Directive | Take every line from the listing below that contains "styles".

The input |
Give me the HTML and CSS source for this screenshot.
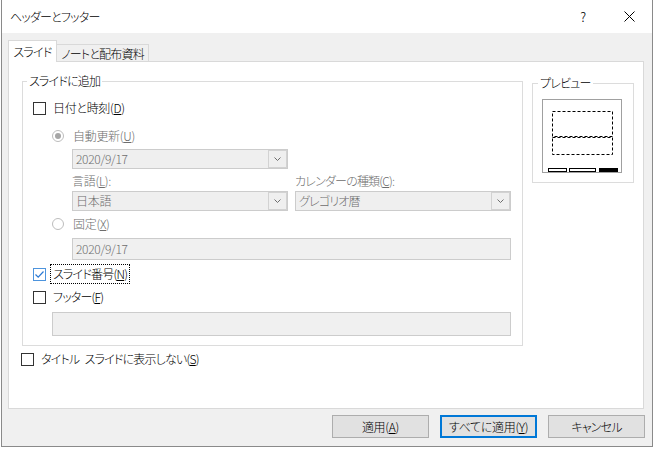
FILE: index.html
```html
<!DOCTYPE html>
<html lang="ja">
<head>
<meta charset="utf-8">
<title>ヘッダーとフッター</title>
<link rel="stylesheet" href="styles.css">
</head>
<body>
<div class="window">
  <div class="titlebar">
    <span class="title kana">ヘッダーとフッター</span>
    <span class="cap-btn help">?</span>
    <span class="cap-btn close"><svg width="11" height="11" viewBox="0 0 11 11"><path d="M0.5 0.5 L10.5 10.5 M10.5 0.5 L0.5 10.5" stroke="#000" stroke-width="1" fill="none"/></svg></span>
  </div>
  <div class="client">
    <div class="tabs">
      <div class="tab active kana">スライド</div>
      <div class="tab inactive kana">ノートと配布資料</div>
    </div>
    <div class="panel">
      <div class="panel-row">
        <fieldset class="group main">
          <legend class="kana">スライドに追加</legend>
          <div class="group-body">
            <div class="check-row">
              <span class="box"></span>
              <span class="lbl">日付と時刻(<u>D</u>)</span>
            </div>
            <div class="sub">
              <div class="radio-row r1">
                <svg class="radio" width="12" height="12" viewBox="0 0 12 12"><circle cx="6" cy="6" r="5.5" fill="#fff" stroke="#bcbcbc"/><circle cx="6" cy="6" r="3" fill="#a6a6a6"/></svg>
                <span class="dis">自動更新(<u>U</u>)</span>
              </div>
              <div class="indent">
                <div class="combo c1">
                  <span class="val">2020/9/17</span>
                  <span class="drop"><svg width="7" height="4" viewBox="0 0 7 4"><path d="M0.5 0.5 L3.5 3.5 L6.5 0.5" stroke="#6d6d6d" fill="none"/></svg></span>
                </div>
                <div class="pair">
                  <span class="dis">言語(<u>L</u>):</span>
                  <span class="dis kana">カレンダーの種類(<u>C</u>):</span>
                  <div class="combo">
                    <span class="val">日本語</span>
                    <span class="drop"><svg width="7" height="4" viewBox="0 0 7 4"><path d="M0.5 0.5 L3.5 3.5 L6.5 0.5" stroke="#6d6d6d" fill="none"/></svg></span>
                  </div>
                  <div class="combo">
                    <span class="val kana">グレゴリオ暦</span>
                    <span class="drop"><svg width="7" height="4" viewBox="0 0 7 4"><path d="M0.5 0.5 L3.5 3.5 L6.5 0.5" stroke="#6d6d6d" fill="none"/></svg></span>
                  </div>
                </div>
              </div>
              <div class="radio-row r2">
                <svg class="radio" width="12" height="12" viewBox="0 0 12 12"><circle cx="6" cy="6" r="5.5" fill="#fff" stroke="#bcbcbc"/></svg>
                <span class="dis">固定(<u>X</u>)</span>
              </div>
              <div class="indent">
                <div class="textbox fixed"><span class="val">2020/9/17</span></div>
              </div>
            </div>
            <div class="check-row focus">
              <span class="box checked"><svg width="11" height="11" viewBox="0 0 11 11"><path d="M1.5 5.5 L4.2 8.2 L9.5 2.5" stroke="#2b79d4" stroke-width="1.2" fill="none"/></svg></span>
              <span class="lbl kana">スライド番号(<u>N</u>)</span>
            </div>
            <div class="check-row footer-row">
              <span class="box"></span>
              <span class="lbl kana">フッター(<u>F</u>)</span>
            </div>
            <div class="sub">
              <div class="textbox footer"></div>
            </div>
          </div>
        </fieldset>
        <fieldset class="group preview">
          <legend class="kana">プレビュー</legend>
          <div class="preview-body">
            <svg width="80" height="74" viewBox="0 0 80 74">
              <rect x="0.5" y="0.5" width="79" height="73" fill="#fff" stroke="#a0a0a0"/>
              <rect x="10.5" y="12.5" width="60" height="25" fill="none" stroke="#000" stroke-dasharray="3 2"/>
              <rect x="10.5" y="38.5" width="60" height="17" fill="none" stroke="#000" stroke-dasharray="3 2"/>
              <rect x="6.5" y="69.5" width="18" height="3" fill="#fff" stroke="#000"/>
              <rect x="27.5" y="69.5" width="26" height="3" fill="#fff" stroke="#000"/>
              <rect x="57" y="69" width="19" height="4" fill="#000"/>
            </svg>
          </div>
        </fieldset>
      </div>
      <div class="check-row title-check">
        <span class="box"></span>
        <span class="lbl kana">タイトル&#8194;スライドに表示しない(<u>S</u>)</span>
      </div>
    </div>
    <div class="buttons">
      <div class="btn">適用(<u>A</u>)</div>
      <div class="btn default">すべてに適用(<u>Y</u>)</div>
      <div class="btn kana">キャンセル</div>
    </div>
  </div>
</div>
</body>
</html>
```

FILE: styles.css
```css
* { box-sizing: border-box; }
html, body { margin: 0; padding: 0; background: #fff; }
body {
  font-family: "Noto Sans CJK JP", sans-serif;
  font-size: 12px;
  font-weight: 300;
  line-height: 16px;
  letter-spacing: -0.3px;
  color: #000;
  font-feature-settings: "palt";
}
.kana { letter-spacing: -0.8px; }
u { text-underline-offset: 1px; }

.window {
  margin-left: 1px;
  width: 652px;
  height: 447px;
  border: 1px solid #8a8a8a;
  border-top: none;
  background: #f0f0f0;
  display: flex;
  flex-direction: column;
}

.titlebar {
  flex: none;
  height: 33px;
  background: #fff;
  display: flex;
  align-items: center;
}
.title { flex: 1; padding-left: 8px; padding-top: 1px; }
.cap-btn {
  width: 46px;
  height: 33px;
  display: flex;
  align-items: center;
  justify-content: center;
}
.help { font-size: 13px; padding-top: 1px; }
.close svg { display: block; }

.client {
  flex: 1;
  padding: 7px 7px 8px 6px;
  display: flex;
  flex-direction: column;
}

.tabs { display: flex; align-items: flex-end; height: 21px; }
.tab {
  display: flex;
  align-items: center;
  justify-content: center;
  border-top: 1px solid #d9d9d9;
  border-right: 1px solid #d9d9d9;
  white-space: nowrap;
}
.tab.active {
  width: 49px;
  height: 22px;
  margin-bottom: -1px;
  background: #fff;
  border-left: 1px solid #d9d9d9;
  position: relative;
  z-index: 1;
}
.tab.inactive { width: 92px; height: 17px; padding-top: 1px; }

.panel {
  width: 636px;
  height: 348px;
  background: #fff;
  border: 1px solid #d9d9d9;
  padding: 11px 0 0 12px;
}
.panel-row { display: flex; align-items: flex-start; margin-left: 1px; }

.group {
  margin: 0;
  padding: 0;
  min-width: 0;
  border: 1px solid #dcdcdc;
}
.group legend { padding: 0 2px; margin-left: 4px; line-height: 16px; }
.main { width: 501px; }
.preview { width: 102px; margin-left: 9px; margin-top: 2px; }
.preview legend { margin-left: 5px; }
.preview-body { padding: 8px 11px 9px 9px; }
.preview-body svg { display: block; }

.group-body { padding: 11px 11px 9px 10px; }

.check-row { display: flex; align-items: center; height: 16px; }
.box {
  flex: none;
  width: 13px;
  height: 13px;
  border: 1px solid #333;
  background: #fff;
  margin-right: 4px;
}
.box svg { display: block; }
.box.checked { border-color: #4d94dd; }
.lbl { padding: 0 2px; border: 1px dotted transparent; line-height: 16px; white-space: nowrap; }
.check-row.focus { height: 20px; margin-top: 4px; }
.check-row.focus .lbl { border-color: #000; line-height: 18px; }
.check-row.footer-row { margin-top: 5px; }

.sub { padding-left: 19px; }
.indent { padding-left: 20px; }
.dis { color: #6d6d6d; white-space: nowrap; }

.radio-row { display: flex; align-items: center; height: 16px; }
.radio { flex: none; margin-right: 9px; display: block; }
.radio-row.r1 { margin-top: 12px; }
.radio-row.r2 { margin-top: 5px; }

.combo {
  width: 216px;
  height: 20px;
  border: 1px solid #cccccc;
  background: #efefef;
  display: flex;
  align-items: stretch;
}
.combo.c1 { margin-top: 5px; }
.combo .val { flex: 1; padding-left: 3px; color: #6d6d6d; line-height: 18px; }
.drop {
  flex: none;
  width: 19px;
  border: 1px solid #d2d2d2;
  display: flex;
  align-items: center;
  justify-content: center;
}
.drop svg { display: block; }

.pair {
  margin-top: 4px;
  display: grid;
  grid-template-columns: 216px 216px;
  column-gap: 7px;
  row-gap: 2px;
}
.pair > .dis { line-height: 16px; }

.textbox {
  border: 1px solid #cccccc;
  background: #f0f0f0;
}
.textbox .val { color: #6d6d6d; padding-left: 3px; line-height: 20px; display: block; }
.textbox.fixed { width: 439px; height: 22px; margin-top: 6px; }
.textbox.footer { width: 459px; height: 24px; margin-top: 7px; }

.check-row.title-check { margin-top: 5px; }

.buttons {
  display: flex;
  justify-content: flex-end;
  gap: 11px;
  margin-top: 6px;
}
.btn {
  width: 97px;
  height: 23px;
  border: 1px solid #adadad;
  background: #e1e1e1;
  display: flex;
  align-items: center;
  justify-content: center;
  white-space: nowrap;
}
.btn.default { border-color: #0078d7; box-shadow: inset 0 0 0 1px #0078d7; }
```
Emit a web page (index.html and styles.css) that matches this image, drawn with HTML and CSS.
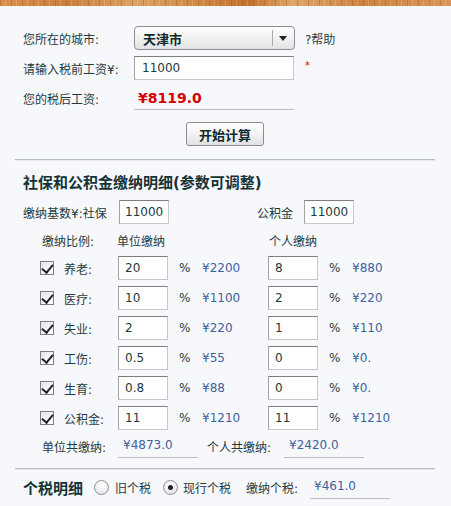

Task result |
<link rel="stylesheet" href="styles.css">
FILE: styles.css
Emit a web page (index.html and styles.css) that matches this image, drawn with HTML and CSS.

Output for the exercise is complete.